Finiteness for self-dual classes in integral variations of Hodge structure
Benjamin Bakker, Thomas W. Grimm, Christian Schnell, Jacob Tsimerman
TL;DR
The paper proves a finiteness result for the locus of self-dual integral classes in polarized integral variations of Hodge structure, extending the classical finiteness theorem for Hodge classes. It achieves this by recasting the problem in the framework of definability within the o-minimal structure $\mathbb{R}_{\mathrm{an},\exp}$, leveraging the definability of period maps and the reduction theory of Siegel sets.

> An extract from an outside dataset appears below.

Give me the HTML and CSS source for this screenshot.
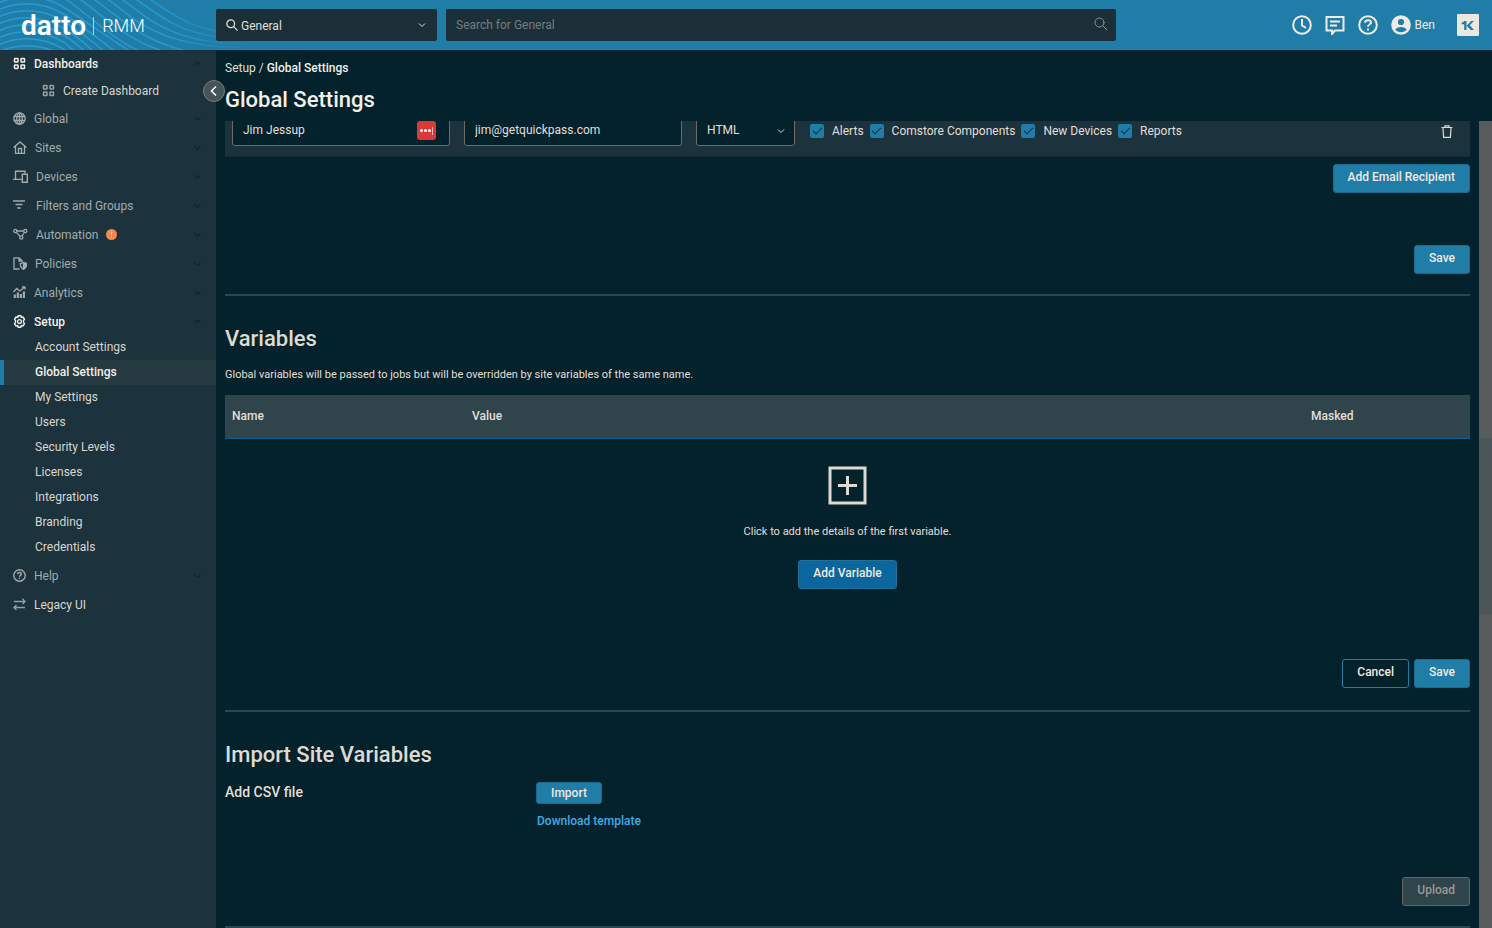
FILE: index.html
```html
<!DOCTYPE html>
<html lang="en">
<head>
<meta charset="utf-8">
<meta name="viewport" content="width=device-width, initial-scale=1">
<title>Global Settings - Datto RMM</title>
<link rel="stylesheet" href="styles.css">
</head>
<body>
<svg class="defs" aria-hidden="true">
  <symbol id="down" viewBox="0 0 8 8"><path d="M1 2.500l3 3 3-3" fill="none" stroke="currentColor" stroke-width="1"/></symbol>
  <symbol id="up" viewBox="0 0 8 8"><path d="M1 5.500l3-3 3 3" fill="none" stroke="currentColor" stroke-width="1"/></symbol>
  <symbol id="grid" viewBox="0 0 13 13"><g fill="none" stroke="currentColor" stroke-width="1.500"><rect x="1.500" y="1.500" width="3.500" height="3.500" rx=".6"/><rect x="8" y="1.500" width="3.500" height="3.500" rx=".6"/><rect x="1.500" y="8" width="3.500" height="3.500" rx=".6"/><rect x="8" y="8" width="3.500" height="3.500" rx=".6"/></g></symbol>
  <symbol id="lens" viewBox="0 0 14 14"><g fill="none" stroke="currentColor" stroke-linecap="round"><circle cx="5.500" cy="5.500" r="4.500"/><path d="M8.900 8.900L13 13"/></g></symbol>
</svg>
<div class="app">
  <header class="topbar">
    <svg class="waves" viewBox="0 0 260 50" aria-hidden="true">
      <defs><linearGradient id="fade" gradientUnits="userSpaceOnUse" x1="0" y1="0" x2="250" y2="0"><stop offset="0" stop-color="#259bd6"/><stop offset=".65" stop-color="#2398d2"/><stop offset="1" stop-color="#207da8"/></linearGradient></defs>
      <g fill="none" stroke="url(#fade)" stroke-width="1.500">
        <path d="M148-2C173 14 193 34 250 34"/>
        <path d="M134-2C159 14 179 39 250 39"/>
        <path d="M120-2C145 14 165 44 250 44"/>
        <path d="M106-2C131 14 151 48 250 48"/>
        <path d="M92-2C117 14 147 50 210 54"/>
        <path d="M78-2C103 14 133 50 186 56"/>
        <path d="M64-2C89 14 119 48 162 60"/>
        <path d="M-10 8C10-6 40-8 65 8S120 46 144 60"/>
        <path d="M-10 15C10 1 40-1 65 15S110 48 130 63"/>
        <path d="M-10 22C10 8 40 6 65 22S105 52 120 66"/>
        <path d="M-10 29C10 15 40 13 65 29S97 56 110 70"/>
        <path d="M-10 36C10 22 40 20 65 36S90 60 100 74"/>
        <path d="M-10 43C10 29 40 27 65 43L85 60"/>
        <path d="M-10 50C10 36 40 34 65 50"/>
        <path d="M-10 57C10 43 40 41 65 57"/>
      </g>
    </svg>
    <a class="brand" href="#"><span class="brand-name">datto</span><span class="brand-product">RMM</span></a>
    <div class="scope">
      <svg class="scope-icon"><use href="#lens"/></svg>
      <select class="scope-select" aria-label="Search scope"><option>General</option></select>
      <svg class="scope-arrow"><use href="#down"/></svg>
    </div>
    <div class="search">
      <input class="search-input" type="search" placeholder="Search for General" aria-label="Search">
      <svg class="search-icon"><use href="#lens"/></svg>
    </div>
    <nav class="tools" aria-label="Account">
      <button class="tool" aria-label="Recent"><svg viewBox="0 0 20 20"><circle cx="10" cy="10" r="8.800"/><path d="M10 4v6.500l4 2.300"/></svg></button>
      <button class="tool" aria-label="Messages"><svg viewBox="0 0 20 20"><path d="M1.500 2h17v13.500H10L7 19v-3.500H1.500zM5 6.500h10M5 10.500h7"/></svg></button>
      <button class="tool" aria-label="Help"><svg viewBox="0 0 20 20"><circle cx="10" cy="10" r="8.800"/><path d="M7 7.700c0-3.500 6-3.300 6-.2C13 9.500 10 9.500 10 11.700M10 13.400v2"/></svg></button>
      <button class="tool user"><svg viewBox="0 0 20 20"><circle class="solid" cx="10" cy="10" r="9.800"/><circle class="cut" cx="10" cy="7" r="3.100"/><path class="cut" d="M4.300 14.600c2-3.500 9.400-3.500 11.400 0-2.500 3.600-8.900 3.600-11.400 0z"/></svg>Ben</button>
      <a class="kaseya" href="#" aria-label="KaseyaOne"><svg viewBox="0 0 22 22"><rect width="22" height="22" rx="1" fill="#ece8e0"/><path d="M4.500 9L7.500 7h2v9H7.200v-5.700H4.500zM10 11.200L14.200 7H17l-4.300 4.300L17 16h-3.200L10 12.200z" fill="#207da8"/></svg></a>
    </nav>
  </header>

  <div class="body">
    <nav class="side" aria-label="Main">
      <a class="item first strong" href="#"><svg class="ico"><use href="#grid"/></svg>Dashboards<svg class="chev"><use href="#up"/></svg></a>
      <a class="item child" href="#"><svg class="ico dim"><use href="#grid"/></svg>Create Dashboard</a>
      <a class="item" href="#"><svg class="ico" viewBox="0 0 13 13"><circle cx="6.500" cy="6.500" r="5.700"/><ellipse cx="6.500" cy="6.500" rx="2.700" ry="5.700"/><path d="M1 4.500h11M1 8.500h11M6.500 1v11"/></svg>Global<svg class="chev"><use href="#down"/></svg></a>
      <a class="item" href="#"><svg class="ico w14" viewBox="0 0 14 13"><path d="M.6 6.500L7 .9l6.400 5.600M2.500 5v7.300h9V5M5.500 12V7.500h3V12"/></svg>Sites<svg class="chev"><use href="#down"/></svg></a>
      <a class="item" href="#"><svg class="ico w15" viewBox="0 0 15 13"><path d="M2.500 8.800V1.300h9.500v2M0 9.400h8.500M9.300 4.300h5v8h-5z" stroke-width="1.400"/></svg>Devices<svg class="chev"><use href="#down"/></svg></a>
      <a class="item" href="#"><svg class="ico w15" viewBox="0 0 15 13"><path d="M0 2h12M2.500 5.500h7M4.200 9h3.600" stroke-width="1.400"/></svg>Filters and Groups<svg class="chev"><use href="#down"/></svg></a>
      <a class="item" href="#"><svg class="ico w15" viewBox="0 0 15 13"><circle cx="2.300" cy="3" r="1.600"/><circle cx="12.300" cy="3" r="1.600"/><circle cx="8.300" cy="9.500" r="1.600"/><path d="M4 3h6.600M3.300 4.400l3.800 3.900M9.100 8l2.200-3.500"/></svg>Automation<svg class="alert" viewBox="0 0 11 11" role="img" aria-label="Alert"><circle cx="5.500" cy="5.500" r="5.500" fill="#f58a50"/><path d="M5.500 2.600v3.800M5.500 7.400v1" stroke="#f9dccb"/></svg><svg class="chev"><use href="#down"/></svg></a>
      <a class="item" href="#"><svg class="ico w14" viewBox="0 0 14 13"><path d="M6.500 12H1V.8h5L9 3.500V5M6 1v3h3"/><path d="M7.300 6.600l3.200-1 3.200 1c0 3-1 4.500-3.200 5.600-2.200-1.100-3.200-2.600-3.200-5.600z"/><path d="M10.500 5.600l3.200 1c0 3-1 4.500-3.200 5.600z" fill="currentColor"/></svg>Policies<svg class="chev"><use href="#down"/></svg></a>
      <a class="item" href="#"><svg class="ico" viewBox="0 0 13 13"><path d="M.5 6l3.200-3.500 3 2.500L12 1M9 1h3v2.500"/><path d="M1.800 12V8.500M4.800 12V6.500M7.800 12V8M10.900 12V5.500" stroke-width="2.200"/></svg>Analytics<svg class="chev"><use href="#down"/></svg></a>
      <a class="item strong" href="#"><svg class="ico" viewBox="0 0 13 13"><path d="M5.200.8h2.600l.5 1.700 1.700-.4 1.500 2.200-1 1.300v1.800l1 1.300-1.500 2.200-1.700-.4-.5 1.700H5.200l-.5-1.700-1.700.4-1.500-2.200 1-1.300V5.600l-1-1.300L3 2.100l1.700.4z" stroke-width="1.400"/><circle cx="6.500" cy="6.500" r="1.900" stroke-width="1.300"/></svg>Setup<svg class="chev"><use href="#up"/></svg></a>
      <div class="sub">
        <a class="leaf" href="#">Account Settings</a>
        <a class="leaf current" href="#" aria-current="page">Global Settings</a>
        <a class="leaf" href="#">My Settings</a>
        <a class="leaf" href="#">Users</a>
        <a class="leaf" href="#">Security Levels</a>
        <a class="leaf" href="#">Licenses</a>
        <a class="leaf" href="#">Integrations</a>
        <a class="leaf" href="#">Branding</a>
        <a class="leaf" href="#">Credentials</a>
      </div>
      <a class="item" href="#"><svg class="ico" viewBox="0 0 13 13"><circle cx="6.500" cy="6.500" r="5.700" stroke-width="1.400"/><path d="M4.700 5.200c0-2.400 3.700-2.300 3.700-.1 0 1.300-1.900 1.300-1.900 2.700M6.500 8.700V10" stroke-width="1.400"/></svg>Help<svg class="chev"><use href="#down"/></svg></a>
      <a class="item plain" href="#"><svg class="ico dim" viewBox="0 0 13 13"><path d="M1 3.500h11M9.500.8L12 3.500 9.500 6M12 9.500H1M3.500 7L1 9.500 3.500 12"/></svg>Legacy UI</a>
      <button class="collapse" aria-label="Collapse menu"><svg viewBox="0 0 10 12"><path d="M7 1.500L2.500 6 7 10.500"/></svg></button>
    </nav>

    <main class="main">
      <div class="heading">
        <div class="crumbs"><a href="#">Setup</a> / <b>Global Settings</b></div>
        <h1>Global Settings</h1>
      </div>
      <div class="scroller">
        <div class="content">
          <section class="section">
            <div class="recipient">
              <div class="field"><input type="text" value="Jim Jessup" aria-label="Recipient name"><span class="vault"><i></i><i></i><i></i><em></em></span></div>
              <div class="field"><input type="text" value="jim@getquickpass.com" aria-label="Recipient email"></div>
              <div class="field format"><select aria-label="Format"><option>HTML</option></select><svg><use href="#down"/></svg></div>
              <div class="checks">
                <label><input type="checkbox" checked>Alerts</label>
                <label><input type="checkbox" checked>Comstore Components</label>
                <label><input type="checkbox" checked>New Devices</label>
                <label><input type="checkbox" checked>Reports</label>
              </div>
              <button class="trash" aria-label="Delete recipient"><svg viewBox="0 0 12 13"><path d="M.5 2.500h11M4 2.200V.8h4v1.400M2 2.800l.6 9.500h6.800l.6-9.500"/></svg></button>
            </div>
            <div class="actions after-row"><button class="btn">Add Email Recipient</button></div>
            <div class="actions save-row"><button class="btn">Save</button></div>
          </section>

          <section class="section padded">
            <h2>Variables</h2>
            <p class="note">Global variables will be passed to jobs but will be overridden by site variables of the same name.</p>
            <table class="vars">
              <thead><tr><th class="name">Name</th><th>Value</th><th class="masked">Masked</th></tr></thead>
              <tbody><tr><td colspan="3">
                <div class="empty">
                  <svg class="plus" viewBox="0 0 39 39"><path d="M2 2h35v35H2zM19.500 10v19M10 19.500h19"/></svg>
                  <p>Click to add the details of the first variable.</p>
                  <button class="btn deep">Add Variable</button>
                </div>
              </td></tr></tbody>
            </table>
            <div class="actions vars-actions"><button class="btn ghost">Cancel</button><button class="btn">Save</button></div>
          </section>

          <section class="section padded">
            <h2>Import Site Variables</h2>
            <div class="import">
              <h3>Add CSV file</h3>
              <div class="import-body"><button class="btn small">Import</button><a class="link" href="#">Download template</a></div>
            </div>
            <div class="actions upload"><button class="btn off" disabled>Upload</button></div>
          </section>
        </div>
        <div class="track"><div class="thumb"></div></div>
      </div>
    </main>
  </div>
</div>
</body>
</html>
```
FILE: styles.css
```css
* { box-sizing: border-box; }
body { margin: 0; background: #04222b; color: #e3dfd7; font: 12px/16px Roboto, "Liberation Sans", sans-serif; }
a { color: inherit; text-decoration: none; }
h1, h2, h3, p { margin: 0; }
h1, h2 { font-size: 22px; line-height: 28px; font-weight: 500; }
h2 { color: #dfdad1; }
h3 { font-size: 14px; line-height: 20px; font-weight: 500; }
button, input, select { font: inherit; color: inherit; }
button { padding: 0; border: 0; background: none; }
select, input { appearance: none; border: 0; border-radius: 2px; outline: 0; min-width: 0; }
svg { display: block; flex: none; }
.defs { position: absolute; width: 0; height: 0; }

.app { display: flex; flex-direction: column; height: 100vh; overflow: hidden; }
.topbar { position: relative; display: flex; align-items: center; flex: none; height: 50px; background: #207da8; }
.waves { position: absolute; left: 0; top: 0; width: 260px; height: 50px; overflow: hidden; }
.brand { position: relative; display: flex; align-items: center; gap: 7px; flex: none; width: 216px; padding: 2px 0 0 21px; color: #fff; }
.brand-name { font-size: 28px; line-height: 32px; font-weight: 600; }
.brand-product { padding-left: 8px; border-left: 1px solid #a9d3e8; font-size: 18px; line-height: 18px; font-weight: 300; }
.scope { position: relative; flex: none; width: 221px; }
.scope-select { display: block; width: 100%; height: 32px; padding: 1px 25px 0; background: #1b2f38; }
.scope-icon { position: absolute; left: 10px; top: 10px; width: 12px; height: 12px; stroke-width: 1.5; }
.scope-arrow { position: absolute; right: 11px; top: 12px; width: 8px; height: 8px; }
.search { position: relative; flex: 1; margin-left: 9px; }
.search-input { display: block; width: 100%; height: 32px; padding: 0 36px 0 10px; background: #1b2f38; }
.search-input::placeholder { color: #747e81; opacity: 1; }
.search-icon { position: absolute; right: 8px; top: 8px; width: 14px; height: 14px; color: #8a9496; }
.tools { display: flex; align-items: center; gap: 13px; flex: none; margin-left: 176px; padding-right: 13px; }
.tool { display: flex; align-items: center; gap: 4px; color: #efebe4; }
.tool svg { width: 20px; height: 20px; fill: none; stroke: currentColor; stroke-width: 2; }
.tool .solid { fill: currentColor; stroke: none; }
.tool .cut { fill: #207da8; stroke: none; }
.kaseya { margin-left: 9px; }
.kaseya svg { width: 22px; height: 22px; }

.body { display: flex; flex: 1; min-height: 0; }
.side { position: relative; flex: none; width: 216px; background: #1c323c; color: #a3abab; }
.item { display: flex; align-items: center; gap: 8px; height: 29px; padding: 0 14px 0 13px; }
.item.first { height: 27px; }
.item.child { height: 27px; padding-left: 42px; color: #d8d6cf; }
.item.strong { color: #f3efe8; font-weight: 500; }
.item.plain { color: #d8d6cf; }
.ico { width: 13px; height: 13px; fill: none; stroke: currentColor; stroke-width: 1.3; }
.ico.w14 { width: 14px; }
.ico.w15 { width: 15px; }
.ico.dim { color: #96a0a1; }
.alert { width: 11px; height: 11px; }
.chev { width: 9px; height: 9px; margin-left: auto; color: #12262f; }
.sub { margin-top: -1px; padding-bottom: 1px; }
.leaf { display: flex; align-items: center; height: 25px; padding: 0 31px 2px; border-left: 4px solid transparent; color: #d8d6cf; }
.leaf.current { border-left-color: #207da8; background: #263a42; color: #f3efe8; font-weight: 500; }
.collapse { position: absolute; z-index: 1; right: -9px; top: 30px; display: grid; place-items: center; width: 22px; height: 22px; border: 1px solid #817b70; border-radius: 50%; background: #45545a; }
.collapse svg { width: 10px; height: 12px; fill: none; stroke: #fff; stroke-width: 1.5; }

.main { display: flex; flex-direction: column; flex: 1; min-width: 0; }
.heading { flex: none; height: 71px; padding: 10px 9px 0; }
.crumbs b { color: #f3efe8; font-weight: 500; }
.heading h1 { margin-top: 10px; color: #f3efe8; }
.scroller { display: flex; flex: 1; min-height: 0; overflow: hidden; }
.content { flex: 1; min-width: 0; padding: 0 9px; }
.track { flex: none; width: 13px; padding-top: 317px; background: #575b5c; }
.thumb { height: 176px; background: #4c5557; }

.section { border-bottom: 2px solid #2b474f; }
.section.padded { padding-top: 29px; }
.recipient { display: flex; align-items: center; gap: 14px; margin-top: -18px; padding: 11px 17px 10px 7px; border-bottom: 1px solid #142b34; background: #1c323c; }
.field { position: relative; flex: 0 1 218px; }
.field.format { flex-basis: 99px; }
.field input, .field select { display: block; width: 100%; height: 32px; padding: 0 10px; border: 1px solid #716c62; border-radius: 3px; background: #04222b; }
.field.format svg { position: absolute; right: 10px; top: 13px; width: 8px; height: 8px; }
.vault { position: absolute; right: 14px; top: 7px; display: flex; align-items: center; justify-content: center; gap: 1px; width: 19px; height: 19px; border-radius: 3px; background: #d93a38; }
.vault i { width: 3px; height: 3px; border-radius: 50%; background: #fff; }
.vault em { width: 1px; height: 8px; background: #f2b5b4; }
.checks { display: flex; gap: 6px; flex: none; padding: 1px 0 0 1px; }
.checks label { display: flex; align-items: center; gap: 8px; }
.checks input { display: grid; place-items: center; width: 14px; height: 14px; margin: 0; background: #207da8; }
.checks input:checked::after { content: ""; width: 8px; height: 4px; border: solid #0c303d; border-width: 0 0 1px 1px; transform: translateY(-1px) rotate(-45deg); }
.trash { margin-left: auto; padding-top: 3px; }
.trash svg { width: 12px; height: 13px; fill: none; stroke: #dfdad1; stroke-width: 1.2; }

.actions { display: flex; justify-content: flex-end; gap: 5px; }
.after-row { margin-top: 7px; }
.save-row { margin: 52px 0 20px; }
.vars-actions { margin: 70px 0 22px; }
.upload { margin: 48px 0 20px; }
.btn { height: 29px; padding: 0 14px 3px; border: 1px solid #1b698c; border-radius: 3px; background: #207da8; color: #efe9e0; font-weight: 500; }
.btn.deep { background: #0a669c; border-color: #1d719c; }
.btn.ghost { background: none; border-color: #207da8; }
.btn.small { height: 22px; padding-bottom: 1px; }
.btn.off { background: #2f444b; border-color: #65665f; color: #9a9a94; }

.note { margin-top: 14px; font-size: 11px; }
.vars { width: 100%; margin-top: 12px; border-collapse: separate; border-spacing: 0; table-layout: fixed; }
.vars th { height: 44px; padding: 0 7px 1px; border-bottom: 1px solid #0b5f92; background: #2f444b; text-align: left; font-weight: 500; }
.vars .name { width: 240px; }
.vars .masked { width: 166px; }
.vars td { padding: 27px 0 0; }
.empty { display: flex; flex-direction: column; align-items: center; font-size: 11px; }
.empty p { margin: 19px 0 20px; }
.empty .btn { font-size: 12px; }
.plus { width: 39px; height: 39px; fill: none; stroke: #dfdad1; stroke-width: 3; }
.import { display: grid; grid-template-columns: 311px 1fr; margin-top: 13px; }
.import-body { display: flex; flex-direction: column; align-items: flex-start; gap: 9px; }
.link { padding-left: 1px; color: #42aae3; font-weight: 500; }
```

Central to the argument is showing that the self-dual locus, defined by the Weil operator condition $C_x v=v$ and fixed self-intersection $Q(v,v)=q$, forms a definable subspace with finite fibers, a fact underpinned by Kneser finiteness of integral orbits. The paper also derives two variants by tensoring with auxiliary Hodge structures and discusses motivations from string theory, where finiteness of self-dual fluxes corresponds to physically viable vacua.
Abstract
We generalize the finiteness theorem for the locus of Hodge classes with fixed self-intersection number, due to Cattani, Deligne, and Kaplan, from Hodge classes to self-dual classes. The proof uses the definability of period mappings in the o-minimal structure $\mathbb{R}_{\mathrm{an},\exp}$.